The BMJ and the British Medical Association (BMA) have launched a campaign to highlight the lack of personal protective equipment (PPE) for healthcare workers on the frontline in the covid-19 outbreak and call for them to be given the appropriate level of protection.
The BMJ’s Editor in Chief, Dr Fiona Godlee said: ‘For healthcare staff on the front line of the covid-19 pandemic, work has suddenly become a frightening place.
‘There is real and justified fear about personal safety, fuelled by a scandalous lack of personal protective equipment.’
The campaign calls for sufficient quality and quantity of PPE to be available in each clinical setting, and will push governments to act to give staff what they need and want to make them feel safe.

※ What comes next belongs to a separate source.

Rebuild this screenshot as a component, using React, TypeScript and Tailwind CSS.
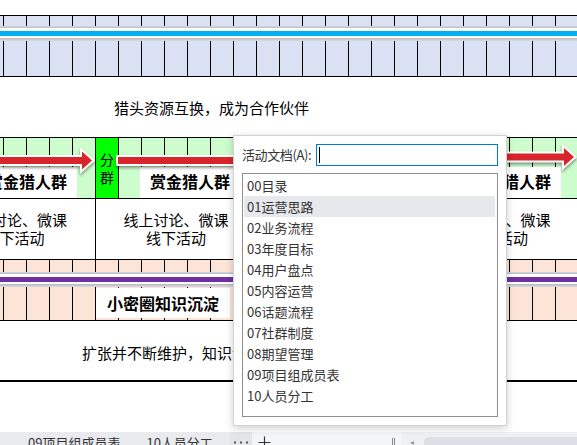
import React from "react";

const cells = Array.from({ length: 25 }, (_, i) => i);

function GridCells({ greenCols }: { greenCols?: boolean }) {
  return (
    <>
      <div className="w-[3px] shrink-0" />
      {cells.map((i) => {
        const special = greenCols && (i === 4 || i === 11 || i === 18);
        return (
          <div
            key={i}
            className={
              special
                ? "w-[23px] shrink-0 border-l border-black bg-[#00ff00] flex flex-col items-center pt-[12px] text-[14px] leading-[18px] text-black"
                : "w-[23px] shrink-0 border-l border-black"
            }
          >
            {special ? (
              <>
                <span>分</span>
                <span>群</span>
              </>
            ) : null}
          </div>
        );
      })}
    </>
  );
}

function Band({ color }: { color: string }) {
  return (
    <div className="flex flex-col h-[15px]">
      <div className="h-[2px] bg-[linear-gradient(to_bottom,#d6d9df,#b9bdc5)]" />
      <div className="h-[3px] bg-white" />
      <div className={"h-[5px] " + color} />
      <div className="h-[2px] bg-white" />
      <div className="h-[3px] bg-[linear-gradient(to_bottom,#b4b8c0,#dadde3)]" />
    </div>
  );
}

function WhiteBox({ left, text }: { left: string; text: string }) {
  return (
    <div
      className={
        "absolute top-[29px] bottom-0 w-[100px] bg-white flex items-center justify-center pb-[4px] text-[16px] font-bold text-black whitespace-nowrap " +
        left
      }
    >
      {text}
    </div>
  );
}

const listItems = [
  "00目录",
  "01运营思路",
  "02业务流程",
  "03年度目标",
  "04用户盘点",
  "05内容运营",
  "06话题流程",
  "07社群制度",
  "08期望管理",
  "09项目组成员表",
  "10人员分工",
];

export default function App() {
  return (
    <div className="relative w-[577px] h-[445px] overflow-hidden bg-white flex flex-col font-['Noto_Sans_CJK_SC','Noto_Sans',sans-serif] text-black">
      {/* top spacer with line at y=15 */}
      <div className="h-[16px] shrink-0 border-b border-black" />

      {/* blue row */}
      <div className="relative flex h-[61px] shrink-0 border-b border-black bg-[#d9e1f2] overflow-hidden">
        <GridCells />
        <div className="absolute inset-x-0 top-[10px]">
          <Band color="bg-[#00b0f0]" />
        </div>
      </div>

      {/* white row */}
      <div className="flex items-center h-[61px] shrink-0 border-b border-black pl-[114px] pt-[2px] text-[15px]">
        猎头资源互换，成为合作伙伴
      </div>

      {/* green row */}
      <div className="relative flex h-[61px] shrink-0 border-b border-black bg-[#cdfccd] overflow-hidden">
        <GridCells greenCols />
        <WhiteBox left="left-[-23px]" text="赏金猎人群" />
        <WhiteBox left="left-[140px]" text="赏金猎人群" />
        <WhiteBox left="left-[461px]" text="赏金猎人群" />
        <svg
          className="absolute left-0 top-0 drop-shadow-[0_2px_1.5px_rgba(0,0,0,0.4)]"
          width="577"
          height="60"
          viewBox="0 0 577 60"
        >
          <g fill="#d6262b" stroke="#ffffff" strokeWidth="4" strokeLinejoin="miter" paintOrder="stroke">
            <polygon points="-10,19 82,19 82,13.5 92,22.5 82,31.5 82,26 -10,26" />
            <polygon points="118,19 245,19 245,13.5 255,22.5 245,31.5 245,26 118,26" />
            <polygon points="282,15.5 564,15.5 564,10 574,19 564,28 564,22.5 282,22.5" />
          </g>
        </svg>
      </div>

      {/* text row */}
      <div className="flex h-[61px] shrink-0 border-b border-black overflow-hidden text-[15px] leading-[18px]">
        {[0, 1, 2, 3].map((i) => (
          <div
            key={i}
            className={
              i === 0
                ? "ml-[-66px] w-[161px] shrink-0 flex flex-col items-center justify-center"
                : "w-[161px] shrink-0 border-l border-black flex flex-col items-center justify-center"
            }
          >
            <span className="whitespace-nowrap">线上讨论、微课</span>
            <span className="whitespace-nowrap">线下活动</span>
          </div>
        ))}
      </div>

      {/* peach row */}
      <div className="relative flex h-[61px] shrink-0 border-b border-black bg-[#fce4d6] overflow-hidden">
        <GridCells />
        <div className="absolute inset-x-0 top-[12px]">
          <Band color="bg-[#7030a0]" />
        </div>
        <div className="absolute left-[96px] top-[28px] w-[134px] h-[30px] bg-white flex items-center justify-center text-[16px] font-bold whitespace-nowrap">
          小密圈知识沉淀
        </div>
      </div>

      {/* bottom white row */}
      <div className="flex items-center h-[59px] shrink-0 pl-[82px] pt-[5px] text-[15px] whitespace-nowrap">
        扩张并不断维护，知识沉淀
      </div>
      <div className="h-[2px] shrink-0 bg-black" />
      <div className="h-[50px] shrink-0" />

      {/* tab bar */}
      <div className="flex h-[13px] shrink-0 overflow-hidden text-[13px] leading-[20px] text-[#333]">
        <div className="w-[230px] shrink-0 bg-[#e9ebee] flex pt-[1px] whitespace-nowrap">
          <span className="ml-[28px]">09项目组成员表</span>
          <span className="ml-[26px]">10人员分工</span>
        </div>
        <div className="w-[22px] shrink-0 bg-[#e3e5e9]">
          <svg width="22" height="13" viewBox="0 0 22 13">
            <rect x="4" y="9.5" width="2" height="2" fill="#555" />
            <rect x="10" y="9.5" width="2" height="2" fill="#555" />
            <rect x="16" y="9.5" width="2" height="2" fill="#555" />
          </svg>
        </div>
        <div className="w-[150px] shrink-0 bg-[#f4f5f7] flex">
          <svg className="ml-[6px] mt-[4px]" width="13" height="13" viewBox="0 0 13 13">
            <path d="M6.5 0.5V13M0.5 6.5H12.5" stroke="#333" strokeWidth="1.2" />
          </svg>
          <div className="flex-1" />
          <svg className="mr-[7px] mt-[6px]" width="3" height="7" viewBox="0 0 3 7">
            <path d="M0.5 0V7M2.5 0V7" stroke="#888" strokeWidth="1" />
          </svg>
        </div>
        <div className="flex-1 bg-[#eef0f3] flex">
          <svg className="ml-[8px] mt-[9px]" width="4" height="4" viewBox="0 0 4 4">
            <polygon points="0,2 4,0 4,4" fill="#999" />
          </svg>
          <div className="ml-[10px] mt-[5px] flex-1 bg-[#dcdfe4] rounded-tl-[5px]" />
        </div>
      </div>

      {/* popup */}
      <div className="absolute left-[233px] top-[135px] w-[274px] h-[291px] bg-white border border-[#d3d3d3] shadow-[0_2px_8px_rgba(0,0,0,0.2)] p-[8px] flex flex-col text-[13px] text-[#333]">
        <div className="flex items-center h-[22px] shrink-0">
          <span className="w-[74px] shrink-0 whitespace-nowrap tracking-[-0.4px]">活动文档(A):</span>
          <div className="relative flex-1 h-[22px] border border-[#0078d7]">
            <div className="absolute left-[2px] top-[2px] w-px h-[16px] bg-black" />
          </div>
        </div>
        <div className="mt-[7px] flex-1 border border-[#8f8f8f] pt-[1px] pl-[1px] pr-[2px]">
          {listItems.map((t, i) => (
            <div
              key={t}
              className={
                i === 1
                  ? "h-[21px] leading-[21px] pl-[3px] bg-[#e6e8ec] whitespace-nowrap"
                  : "h-[21px] leading-[21px] pl-[3px] whitespace-nowrap"
              }
            >
              {t}
            </div>
          ))}
        </div>
      </div>
    </div>
  );
}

UNISON general secretary Dave Prentis has also written to Boris Johnson demanding he takes action to ensure all hospitals, care homes, police forces and council services have the sanitiser, gowns, masks and gloves needed to keep staff safe.
While a support worker, who wished to remain anonymous, told Social Care Today that her employer had failed to provide her team with hand sanitiser and had suggested they buy their own masks from the builders merchant.
The BMJ is inviting readers to share examples of what protection they do or don’t have, as well as stories of what they’ve had to do to source PPE – via social media using the hashtag #properPPE.
UNISON is setting up a hotline to allow public service workers to share their concerns about PPE, so the critical issues can be raised with ministers.